Read more: http://www.time.com/time/health/article/0,8599,2078840,00.html#ixzz1PxCfBgEa
“
I could be wrong, but the report came from the “International Program to Save the Oceans” organisation.
A quick perusal of their website lists only Dr Alex Rogers and an assistant. No board of directors, no mailing address.
here is the website.
http://www.stateoftheocean.org/
The Assistant at ‘International Program to Save the Ocean’ is none other then Mirella von Lindenfels.
http://uk.linkedin.com/pub/mirella-von-lindenfels/14/407/455
Here bio at linkedin lists that she was former head of media at greenpeace and amnesty international.
There is also this blurb-
Also Director of IPSO, a marine science and advocacy organisation which I run with Dr Alex Rogers.
That would imply her association with IPSO is less then full time.
There is nothing illegal with someone starting up an organization and using a ‘big name’ to imply they are larger then they are.
Dr Alex Rogers seems to be associated with an organization called ‘invisible dust’.
http://www.facebook.com/group.php?gid=107896549232544
Invisible Dust develops exciting new art and science ventures with the aim of making many of the invisible effects of our actions visible in fantastical and imaginative ways
Sorry, but to be credible with me an organisation needs to have at least one full time employee and a board of directors.
IPSO is just a part time project of Dr Alex Rogers. He has a day job.
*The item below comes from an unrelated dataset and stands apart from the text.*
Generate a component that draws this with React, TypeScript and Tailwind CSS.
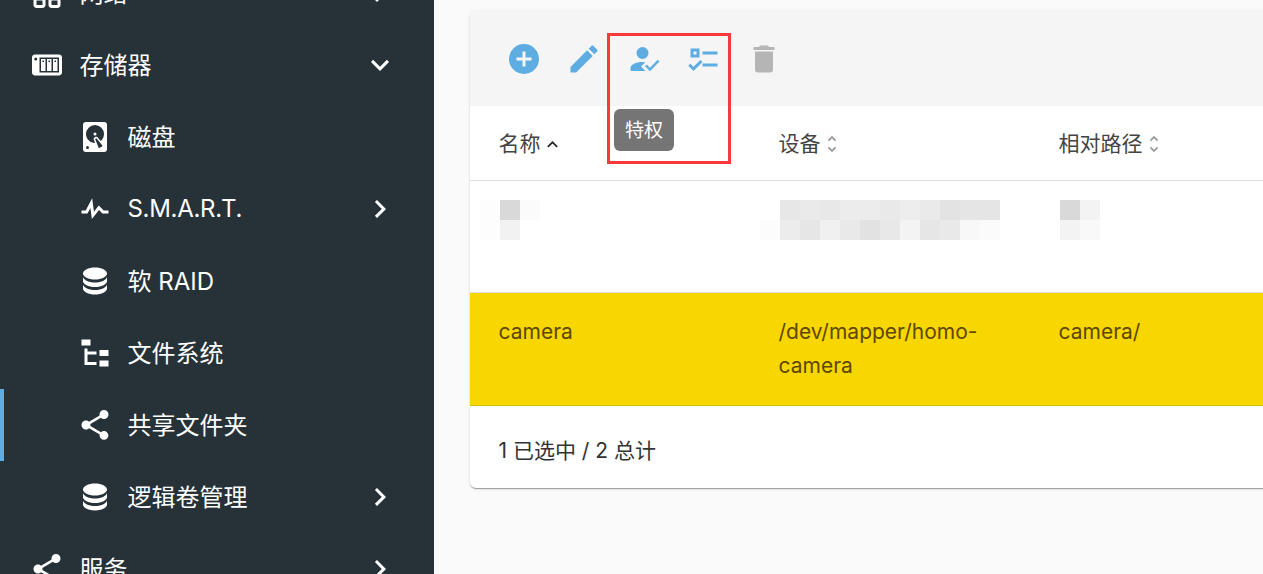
const P = {
  lan: "M10,2C8.89,2 8,2.89 8,4V7C8,8.11 8.89,9 10,9H11V11H2V13H6V15H5C3.89,15 3,15.89 3,17V20C3,21.11 3.89,22 5,22H9C10.11,22 11,21.11 11,20V17C11,15.89 10.11,15 9,15H8V13H16V15H15C13.89,15 13,15.89 13,17V20C13,21.11 13.89,22 15,22H19C20.11,22 21,21.11 21,20V17C21,15.89 20.11,15 19,15H18V13H22V11H13V9H14C15.11,9 16,8.11 16,7V4C16,2.89 15.11,2 14,2H10M10,4H14V7H10V4M5,17H9V20H5V17M15,17H19V20H15V17Z",
  nas: "M4,5C2.89,5 2,5.89 2,7V17C2,18.11 2.89,19 4,19H20C21.11,19 22,18.11 22,17V7C22,5.89 21.11,5 20,5H4M4.5,7A1,1 0 0,1 5.5,8A1,1 0 0,1 4.5,9A1,1 0 0,1 3.5,8A1,1 0 0,1 4.5,7M7,7H20V17H7V7M8,8V16H11V8H8M12,8V16H15V8H12M16,8V16H19V8H16M9,9H10V10H9V9M13,9H14V10H13V9M17,9H18V10H17V9Z",
  disk: "M6,2H18A2,2 0 0,1 20,4V20A2,2 0 0,1 18,22H6A2,2 0 0,1 4,20V4A2,2 0 0,1 6,2M12,4A6,6 0 0,0 6,10C6,13.31 8.69,16 12.1,16L11.22,13.77C10.95,13.29 11.11,12.68 11.59,12.4L12.45,11.9C12.93,11.63 13.54,11.79 13.82,12.27L15.74,14.69C17.12,13.59 18,11.9 18,10A6,6 0 0,0 12,4M12,9A1,1 0 0,1 13,10A1,1 0 0,1 12,11A1,1 0 0,1 11,10A1,1 0 0,1 12,9M7,18A1,1 0 0,0 6,19A1,1 0 0,0 7,20A1,1 0 0,0 8,19A1,1 0 0,0 7,18M12.09,13.27L14.58,19.58L17.17,18.08L12.95,12.77L12.09,13.27Z",
  pulse: "M3,13H5.79L10.1,4.79L11.28,13.75L14.5,9.66L17.83,13H21V15H17L14.67,12.67L9.92,18.73L8.94,11.31L7,15H3V13Z",
  db: "M12,3C7.58,3 4,4.79 4,7C4,9.21 7.58,11 12,11C16.42,11 20,9.21 20,7C20,4.79 16.42,3 12,3M4,9V12C4,14.21 7.58,16 12,16C16.42,16 20,14.21 20,12V9C20,11.21 16.42,13 12,13C7.58,13 4,11.21 4,9M4,14V17C4,19.21 7.58,21 12,21C16.42,21 20,19.21 20,17V14C20,16.21 16.42,18 12,18C7.58,18 4,16.21 4,14Z",
  tree: "M3,3H9V7H3V3M15,10H21V14H15V10M15,17H21V21H15V17M13,13H7V18H13V20H7L5,20V9H7V11H13V13Z",
  share: "M18,16.08C17.24,16.08 16.56,16.38 16.04,16.85L8.91,12.7C8.96,12.47 9,12.24 9,12C9,11.76 8.96,11.53 8.91,11.3L15.96,7.19C16.5,7.69 17.21,8 18,8A3,3 0 0,0 21,5A3,3 0 0,0 18,2A3,3 0 0,0 15,5C15,5.24 15.04,5.47 15.09,5.7L8.04,9.81C7.5,9.31 6.79,9 6,9A3,3 0 0,0 3,12A3,3 0 0,0 6,15C6.79,15 7.5,14.69 8.04,14.19L15.16,18.34C15.11,18.55 15.08,18.77 15.08,19C15.08,20.61 16.39,21.91 18,21.91C19.61,21.91 20.92,20.61 20.92,19A2.92,2.92 0 0,0 18,16.08Z",
  down: "M7.41,8.58L12,13.17L16.59,8.58L18,10L12,16L6,10L7.41,8.58Z",
  right: "M8.59,16.58L13.17,12L8.59,7.41L10,6L16,12L10,18L8.59,16.58Z",
  up: "M7.41,15.41L12,10.83L16.59,15.41L18,14L12,8L6,14L7.41,15.41Z",
  unfold: "M12,18.17L8.83,15L7.41,16.41L12,21L16.59,16.41L15.17,15M12,5.83L15.17,9L16.59,7.59L12,3L7.41,7.59L8.83,9L12,5.83Z",
  plus: "M17,13H13V17H11V13H7V11H11V7H13V11H17M12,2A10,10 0 0,0 2,12A10,10 0 0,0 12,22A10,10 0 0,0 22,12A10,10 0 0,0 12,2Z",
  pencil: "M20.71,7.04C21.1,6.65 21.1,6 20.71,5.63L18.37,3.29C18,2.9 17.35,2.9 16.96,3.29L15.12,5.12L18.87,8.87M3,17.25V21H6.75L17.81,9.93L14.06,6.18L3,17.25Z",
  accountCheck: "M21.2,12.5L22.3,13.6L15.97,20.1L12.7,16.8L13.8,15.7L15.97,17.9L21.2,12.5M10,17L13,20H3V18C3,15.79 6.58,14 11,14L12.89,14.11L10,17M11,4A4,4 0 0,1 15,8A4,4 0 0,1 11,12A4,4 0 0,1 7,8A4,4 0 0,1 11,4Z",
  listChecks: "M3,5H9V11H3V5M5,7V9H7V7H5M11,7H21V9H11V7M11,15H21V17H11V15M5,20L1.5,16.5L2.91,15.09L5,17.17L9.59,12.59L11,14L5,20Z",
  trash: "M19,4H15.5L14.5,3H9.5L8.5,4H5V6H19M6,19A2,2 0 0,0 8,21H16A2,2 0 0,0 18,19V7H6V19Z",
};

function Icon({ d, className }: { d: string; className?: string }) {
  return (
    <svg viewBox="0 0 24 24" className={className} fill="currentColor">
      <path d={d} />
    </svg>
  );
}

function NavItem({ icon, label, chevron, sub, active, tight }: { icon: string; label: string; chevron?: string; sub?: boolean; active?: boolean; tight?: boolean }) {
  return (
    <div
      className={
        "flex h-[72px] items-center pr-[36px] text-[24px] text-white " +
        (active ? "border-l-4 border-[#5dade2] pl-[73px]" : sub ? "pl-[77px]" : "pl-[29px]")
      }
    >
      <Icon d={icon} className="h-9 w-9 shrink-0" />
      <span className={"ml-[14.5px] flex-1 " + (tight ? "tracking-[-0.3px]" : "pt-[2px]")}>{label}</span>
      {chevron && <Icon d={chevron} className="h-9 w-9 shrink-0" />}
    </div>
  );
}

// pixelated (redacted) text in the first row
function Mosaic({ rows, className }: { rows: string[][]; className?: string }) {
  return (
    <svg width={rows[0].length * 20} height={40} className={className}>
      {rows.map((row, y) =>
        row.map((c, x) => <rect key={x} x={x * 20} y={y * 20} width={20} height={20} fill={c} />)
      )}
    </svg>
  );
}

function HeadCell({ label, icon, iconClass }: { label: string; icon: string; iconClass: string }) {
  return (
    <div className="flex items-center">
      <span>{label}</span>
      <Icon d={icon} className={iconClass} />
    </div>
  );
}

const w = "#ffffff";

export default function App() {
  return (
    <div
      className="flex h-[574px] w-[1263px] overflow-hidden bg-[#fafafa]"
      style={{ fontFamily: "Inter, 'Noto Sans CJK SC', sans-serif" }}
    >
      {/* Sidebar */}
      <aside className="h-full w-[434px] shrink-0 overflow-hidden bg-[#263238]">
        <div className="mt-[-43px]">
          <NavItem icon={P.lan} label="网络" chevron={P.right} />
          <NavItem icon={P.nas} label="存储器" chevron={P.down} />
          <NavItem sub icon={P.disk} label="磁盘" />
          <NavItem sub tight icon={P.pulse} label="S.M.A.R.T." chevron={P.right} />
          <NavItem sub icon={P.db} label="软 RAID" />
          <NavItem sub icon={P.tree} label="文件系统" />
          <NavItem sub active icon={P.share} label="共享文件夹" />
          <NavItem sub icon={P.db} label="逻辑卷管理" chevron={P.right} />
          <NavItem icon={P.share} label="服务" chevron={P.right} />
        </div>
      </aside>

      {/* Main */}
      <main className="min-w-0 flex-1 overflow-hidden pl-[36px] pt-[10px]">
        <div className="relative h-[478px] w-[1000px] rounded-[6px] bg-white text-[21px] text-[#333333] shadow-[0_2px_1px_-1px_rgba(0,0,0,0.2),0_1px_1px_0_rgba(0,0,0,0.14),0_1px_3px_0_rgba(0,0,0,0.12)]">
          <div className="flex h-[96px] items-center rounded-t-[6px] bg-[#f5f5f5] pl-[24px] pt-[2px]">
            {[P.plus, P.pencil, P.accountCheck, P.listChecks].map((d) => (
              <div key={d} className="flex w-[60px] justify-center text-[#5dade2]">
                <Icon d={d} className="h-9 w-9" />
              </div>
            ))}
            <div className="flex w-[60px] justify-center text-[#b5b5b5]">
              <Icon d={P.trash} className="h-9 w-9" />
            </div>
          </div>

          <div className="grid h-[75px] grid-cols-[280px_280px_1fr] items-center border-b border-[#e0e0e0] pl-[28.5px] pt-[2px] text-[#444444]">
            <HeadCell label="名称" icon={P.up} iconClass="ml-[1px] h-[21px] w-[21px] text-[#212121]" />
            <HeadCell label="设备" icon={P.unfold} iconClass="h-[22px] w-[22px] text-[#999999]" />
            <HeadCell label="相对路径" icon={P.unfold} iconClass="h-[22px] w-[22px] text-[#999999]" />
          </div>

          <div className="grid h-[112px] grid-cols-[280px_280px_1fr] border-b border-[#e0e0e0] pl-[28.5px] pt-[19px]">
            <Mosaic className="ml-[-18.5px]" rows={[["#fdfdfd", "#d9d9d9", "#fbfbfb"], ["#fdfdfd", "#f2f2f2", w]]} />
            <Mosaic
              className="ml-[-18.5px]"
              rows={[
                [w, "#e7e7e7", "#eaeaea", "#e8e8e8", "#ececec", "#ececec", "#e9e9e9", "#ededed", "#eaeaea", "#e3e3e3", "#e5e5e5", "#e5e5e5"],
                ["#fcfcfc", "#ececec", "#e6e6e6", "#f0f0f0", "#e9e9e9", "#e2e2e2", "#e8e8e8", "#f3f3f3", "#e6e6e6", "#e9e9e9", "#f8f8f8", "#fbfbfb"],
              ]}
            />
            <Mosaic className="ml-[1.5px]" rows={[["#d9d9d9", "#f3f3f3"], ["#f3f3f3", "#f9f9f9"]]} />
          </div>

          <div className="grid h-[113px] grid-cols-[280px_280px_1fr] border-b border-[#dcbe00] bg-[#f8d600] pl-[28.5px] pt-[22px] leading-[34px] text-[#5f4700]">
            <div>camera</div>
            <div className="w-[224px]">/dev/mapper/homo-camera</div>
            <div>camera/</div>
          </div>

          <div className="flex h-[82px] items-center pl-[28.5px] pt-[8px]">1 已选中 / 2 总计</div>

          {/* Annotation + tooltip */}
          <div className="absolute left-[137px] top-[23px] h-[131px] w-[124px] border-[3px] border-[#f83a3a]" />
          <div className="absolute left-[144px] top-[99px] flex h-[42px] w-[60px] items-center justify-center rounded-[6px] bg-[#757575] pt-[3px] text-[19px] text-white">
            特权
          </div>
        </div>
      </main>
    </div>
  );
}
There is no actual ‘organization’.
You seem ready for a tumblog, Keith.
Just going for a walk in the countryside is the perfect antidote to this pessimistic nonsense.
Admire the trees, the flowers, birds. Watch some animals. Watch a falcon soaring and hovering then diving for the kill.
Look at some of the patterns that nature makes. Look at the unusual seed pod of a swan plant. Or the pattern of sunflower seeds on a sunflower. Or cut an apple in half through its equator and admire the perfect pentagon.
Enjoy nature. Focus on the positive. Be happy.
And remember that these pessimistic predictions are just that – they are scary predictions that have not happened yet and will probably never happen.
IPSO gets ripped to shreds at Climate Resistance
http://www.climate-resistance.org/2011/06/a-deep-sea-mystery.html
When I was a boy, the zeitgeist was irrational optimism.
We all watched the moon landing with awe. Computer chips were the next thing and along with nuclear power everyone thought we were on the brink of something exciting and better.
Now the zeitgeist has flipped and it’s irrational pessimism. We are “on the brink of something scary and bad”.
The truth is that both zeitgeists are equally irrational – but we ARE better off than before in all kinds of ways: standard of living, less hunger around, less poverty, better gadgets, more democracy, more human rights.
Maybe some people have “lifestyle vertigo” and feel there is something WRONG with being better-fed, happier, freer, richer than previous generations.
L. Carey: “But while news of Earth’s impending doom can sometimes seem exaggerated, there’s one environmental disaster that never gets the coverage it really deserves: the state of the oceans.”
So many of these reports turn out to be BS, that I no longer give a rats behind about any of them. These reports were also around in the past. Had any of them been right, we would all be dead right now. Is Manhattan under water yet. Are those Indians dying of thirst yet because the Himilayan glaciers are gone. Are all the polar bears dead? Of the thousands of predictions of disaster, give me some that have come true.
Crying wolf has inevitable consequences.
“In ten years all important animal life in the sea will be extinct. Large areas of coastline will have to be evacuated because of the stench of dead fish.” Prediction made in 1970.
Bryan’s feeling isn’t new. Have you ever read the essay on The Doomslayer?
Great quote NiV. In fact 1970 is about the time the Environmentalism religous cult got off the ground.
Thousands of grim predictions later, and not one has ever been right.
I got guest qutoed at Watts Up about the state of the oceans and IPSO.. canmt work out how to link Jusing a smartphone, also a a toddler group with my 3 year old.